Cleopatra's Perfume features a diary written by a titled Englishwoman and how she became a spy for British Intelligence during World War II.

She also has a secret--she's not British after all, but...oh I can't give it away! I couldn't peek into my heroine's diary and spill the hill of beans...never, dahling.

But I will give you a sexy excerpt from Cleopatra's Perfume:

This diary belongs to: Lady Eve Marlowe
London, Mayfair
March 31, 1941

            My life is in danger, but that won't stop me.  I must go to Berlin.  Yes, I know it's dangerous, considering the country is run by a monster marching against the world order and devouring innocents like a dragon spewing fire. He's destroying everything in his path with flames of hatred and prejudice and he may destroy me, but I have no choice. If I fail at my mission I will die, as will others, but I've made preparations for a way out should death come too close to me. One so unbelievable I must write it down, for if I do not, no one will ever know what happened to me and the extraordinary journey I've taken.  No one but you, dear reader. 
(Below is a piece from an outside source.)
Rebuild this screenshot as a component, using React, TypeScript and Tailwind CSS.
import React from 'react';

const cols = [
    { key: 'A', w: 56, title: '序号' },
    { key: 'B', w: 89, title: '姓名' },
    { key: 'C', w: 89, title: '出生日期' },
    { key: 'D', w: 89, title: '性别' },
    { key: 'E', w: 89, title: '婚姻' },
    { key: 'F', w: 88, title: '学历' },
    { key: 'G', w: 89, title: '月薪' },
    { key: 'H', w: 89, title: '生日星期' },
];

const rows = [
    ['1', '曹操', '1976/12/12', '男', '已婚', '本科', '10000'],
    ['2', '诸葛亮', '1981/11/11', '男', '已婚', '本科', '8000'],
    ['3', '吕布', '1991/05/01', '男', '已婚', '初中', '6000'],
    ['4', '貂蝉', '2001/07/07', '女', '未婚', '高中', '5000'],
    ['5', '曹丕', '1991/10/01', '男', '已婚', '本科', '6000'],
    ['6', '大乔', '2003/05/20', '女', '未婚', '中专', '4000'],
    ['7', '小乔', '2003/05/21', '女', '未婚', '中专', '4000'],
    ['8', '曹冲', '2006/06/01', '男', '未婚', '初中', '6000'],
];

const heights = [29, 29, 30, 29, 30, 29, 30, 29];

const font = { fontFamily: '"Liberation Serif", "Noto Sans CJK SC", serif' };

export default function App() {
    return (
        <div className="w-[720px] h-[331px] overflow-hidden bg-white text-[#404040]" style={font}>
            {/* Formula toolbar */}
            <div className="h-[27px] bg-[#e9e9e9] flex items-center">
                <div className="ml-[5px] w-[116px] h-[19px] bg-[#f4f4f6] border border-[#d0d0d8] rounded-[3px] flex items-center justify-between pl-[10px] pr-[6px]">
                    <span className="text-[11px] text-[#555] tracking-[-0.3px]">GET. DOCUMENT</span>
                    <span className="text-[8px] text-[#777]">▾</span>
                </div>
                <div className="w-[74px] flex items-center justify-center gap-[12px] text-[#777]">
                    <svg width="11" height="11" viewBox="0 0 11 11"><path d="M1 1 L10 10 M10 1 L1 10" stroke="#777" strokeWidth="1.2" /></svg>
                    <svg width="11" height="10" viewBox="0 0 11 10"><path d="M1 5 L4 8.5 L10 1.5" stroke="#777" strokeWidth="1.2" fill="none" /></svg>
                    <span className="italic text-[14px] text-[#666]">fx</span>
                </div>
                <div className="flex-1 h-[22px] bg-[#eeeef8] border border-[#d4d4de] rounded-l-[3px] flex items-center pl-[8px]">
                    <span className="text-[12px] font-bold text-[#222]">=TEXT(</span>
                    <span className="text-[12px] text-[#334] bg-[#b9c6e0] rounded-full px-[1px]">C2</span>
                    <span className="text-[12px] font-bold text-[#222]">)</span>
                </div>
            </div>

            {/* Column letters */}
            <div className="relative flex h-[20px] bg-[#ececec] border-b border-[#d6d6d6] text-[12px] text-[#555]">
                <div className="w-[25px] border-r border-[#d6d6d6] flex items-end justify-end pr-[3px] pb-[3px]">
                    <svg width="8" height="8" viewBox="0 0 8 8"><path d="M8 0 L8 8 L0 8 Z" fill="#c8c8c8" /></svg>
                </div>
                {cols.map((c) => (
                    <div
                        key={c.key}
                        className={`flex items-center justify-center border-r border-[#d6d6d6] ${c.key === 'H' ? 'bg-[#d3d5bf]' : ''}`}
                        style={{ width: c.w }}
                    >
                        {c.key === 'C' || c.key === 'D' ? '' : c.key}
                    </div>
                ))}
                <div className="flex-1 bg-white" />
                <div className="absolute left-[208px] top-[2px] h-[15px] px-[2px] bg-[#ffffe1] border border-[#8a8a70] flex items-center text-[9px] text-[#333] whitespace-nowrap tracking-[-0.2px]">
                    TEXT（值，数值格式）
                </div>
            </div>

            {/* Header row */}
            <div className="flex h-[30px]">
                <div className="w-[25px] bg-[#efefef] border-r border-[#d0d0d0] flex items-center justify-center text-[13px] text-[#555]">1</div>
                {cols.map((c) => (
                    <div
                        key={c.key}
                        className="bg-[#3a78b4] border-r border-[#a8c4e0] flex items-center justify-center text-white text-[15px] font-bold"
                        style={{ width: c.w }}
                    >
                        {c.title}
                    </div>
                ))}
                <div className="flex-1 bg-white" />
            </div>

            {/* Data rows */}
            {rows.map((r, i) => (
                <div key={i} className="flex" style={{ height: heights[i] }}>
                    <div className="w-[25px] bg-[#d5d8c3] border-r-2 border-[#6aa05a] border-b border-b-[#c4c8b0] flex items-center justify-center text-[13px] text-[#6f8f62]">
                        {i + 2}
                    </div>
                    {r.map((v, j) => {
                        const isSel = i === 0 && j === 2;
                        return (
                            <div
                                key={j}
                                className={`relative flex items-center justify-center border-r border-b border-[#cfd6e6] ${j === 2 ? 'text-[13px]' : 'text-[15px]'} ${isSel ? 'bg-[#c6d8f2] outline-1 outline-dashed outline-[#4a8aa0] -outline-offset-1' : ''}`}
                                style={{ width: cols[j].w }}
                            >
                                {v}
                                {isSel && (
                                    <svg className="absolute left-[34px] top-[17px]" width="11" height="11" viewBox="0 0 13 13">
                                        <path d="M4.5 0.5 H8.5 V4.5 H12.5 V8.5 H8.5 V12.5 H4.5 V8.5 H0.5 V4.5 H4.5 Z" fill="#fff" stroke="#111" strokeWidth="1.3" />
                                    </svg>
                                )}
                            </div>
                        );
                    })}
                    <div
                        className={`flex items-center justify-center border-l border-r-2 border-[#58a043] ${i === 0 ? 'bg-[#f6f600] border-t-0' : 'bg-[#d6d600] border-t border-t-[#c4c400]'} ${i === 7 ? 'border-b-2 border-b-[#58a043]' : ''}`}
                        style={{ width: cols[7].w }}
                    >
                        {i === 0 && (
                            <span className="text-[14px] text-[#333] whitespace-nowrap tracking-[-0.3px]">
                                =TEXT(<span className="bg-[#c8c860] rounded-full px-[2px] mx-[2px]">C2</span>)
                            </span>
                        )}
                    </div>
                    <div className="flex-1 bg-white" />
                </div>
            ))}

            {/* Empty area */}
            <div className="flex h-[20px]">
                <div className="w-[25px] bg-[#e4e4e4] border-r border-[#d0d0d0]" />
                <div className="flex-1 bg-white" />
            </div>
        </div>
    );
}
          It all began in 1939 when I refused to slip on the somber elegance of a widow's veil, an act I undertook with the same rebelliousness that had ruled my young life. Unwilling, un-virginal, and undaunted by an empty bed I was determined would soon be filled, I set out to find adventure. I was lonely, though at twenty-nine I'd traveled the world and seen its wonders as well as its weaknesses. I'd met my late husband, Lord Marlowe, who was thirty years my senior, years earlier when I was stranded in Cairo after what The London Times society page called "an unfortunate incident with renowned archaeologist Lord Wordley's expedition into the Valley of the Kings," insinuating I'd been on a dig with the famed explorer and his group of posh thrill-seekers. Nothing could be farther from the truth, but I will leave the reality of what happened to later telling. All you need to know is I have a history with Egypt far removed from my peerage as Lady Marlowe.

          I had arrived in the Near East as a girl of twenty in a time when rebellious girls dressed in red satin trunks and short tops and sat at tables in seedy cafés, sipping highballs in squatty glasses with men seated around them, their hungry mouths drawn back in drunken smiles while someone struck the same chords over and over again on an upright piano. I'm not ashamed of what I did during that those wild days of my youth, but nor do I wish to recall them here. So, dear reader, whoever you are, be assured I knew what to expect when the liner stopped for stevedoring in Port Said and I disembarked from the ship.  Known as a city of sin, rice and women are its main commodities.  Port Said harbors a white slave trade flourishing in its hidden places, bars, and houses where young girls languish and perish under the thumbs of men.

          I also discovered another secret in this city at the entrance to the Suez Canal, how a woman can forget her loneliness and indulge in the most delicious sexual adventures, so decadent I bring myself close to orgasm thinking about it, my pen shaking as I lay it down and unbutton my white silk, wide-leg trousers and insert my fingers inside me and stroked myself… panting, hanging in anticipation of what I know will come if I continue rubbing the hard ridge inside me, my body gyrating in time with the movements of my fingers as I circle my clitoris.  I open my legs wider to allow my fingers easier access…




Which brings me back to my original question: Diaries. Does anyone here keep a handwritten diary? Did you in high school or college?

Better yet, do you still have it? Willing to share? We want details, juicy details...

4 comments:

Callie Croix said...

Well, that naughty minx :)

I kept a diary back in my teens, but stopped when my sister found and read it. I felt totally violated, lol.

Jina Bacarr said...

Thanks, Callie. It's interesting how when we write down our innermost thoughts and call it a "diary," we're horrified if anyone reads it.

Yet when we write down our innermost thoughts and call it "fiction," we thrilled when they do read it!

Wynter said...

Nice! I kept a diary in high school but I must admit - it was pretty boring! Now when I got to college, then things got interesting but I didn't have time to keep the diary anymore. Wish I knew what happened to it.

Jina Bacarr said...

Wynter, so true about when "things get interesting" we don't have the time to keep that diary, esp. a handwritten one.

We're all so used to keyboards it makes me wonder why we don't keep "digital diaries."